Sunday, October 20, 2013

Expect the Best: Moving Beyond Subjugation

Often those who have lived in subjugated experiences, grow to expect the worst.

Students who have grown up with subjugation may present as angry, frustrated, and distrustful.  That's because the treatment they've experienced has taught them to be cautious, wary, and critical of the environment around them.  Essentially, they've learned a survival tactic from a young age--a tactic born out of the world they've lived in.

The same may be true for any population that has faced prejudice or oppression, their defense mechanisms are heightened, sharp, and ready for another blow of dominance, control, or injustice.  The world they've experienced has been an "against the odds," contrary, uneasy world.

If you have faced subjugation or oppression in your own life, you may have embraced a pattern of "expecting the worst," and your expressions and responses may mimic that pattern.  Similarly students who have faced subjugation may often respond with anger, frustration, fear, or distrust.

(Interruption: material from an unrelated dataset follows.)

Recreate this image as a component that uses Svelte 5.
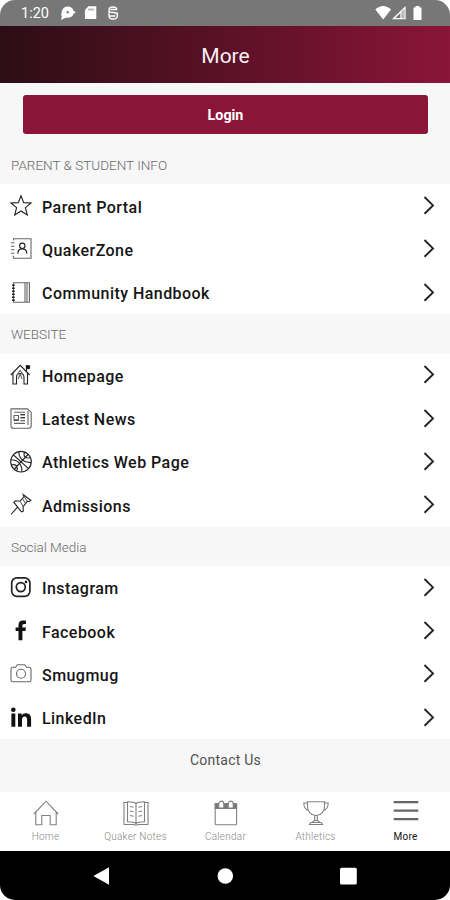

In the face of this issue, the first step is to recognize this in your life or the life of your students.  The next step is to take this apart for yourself or your students--acknowledge the prejudice, oppression, and perhaps even cruelty experienced as well as the response patterns learned. Then move towards behaviors that "expect the best" and looks for the good.  Behaviors like that will engender the best of others and open paths of communication and exchange.

For many years, I've had success with students who faced subjugation, but I've never been able to express why. In this post, I finally am able to "see" some of what is going on in these angry children--the defense tactics and response they've built, tactics born in worlds, both small and large, that have met those children with prejudice, oppression, and dominance.  A lesson learned. A lesson shared.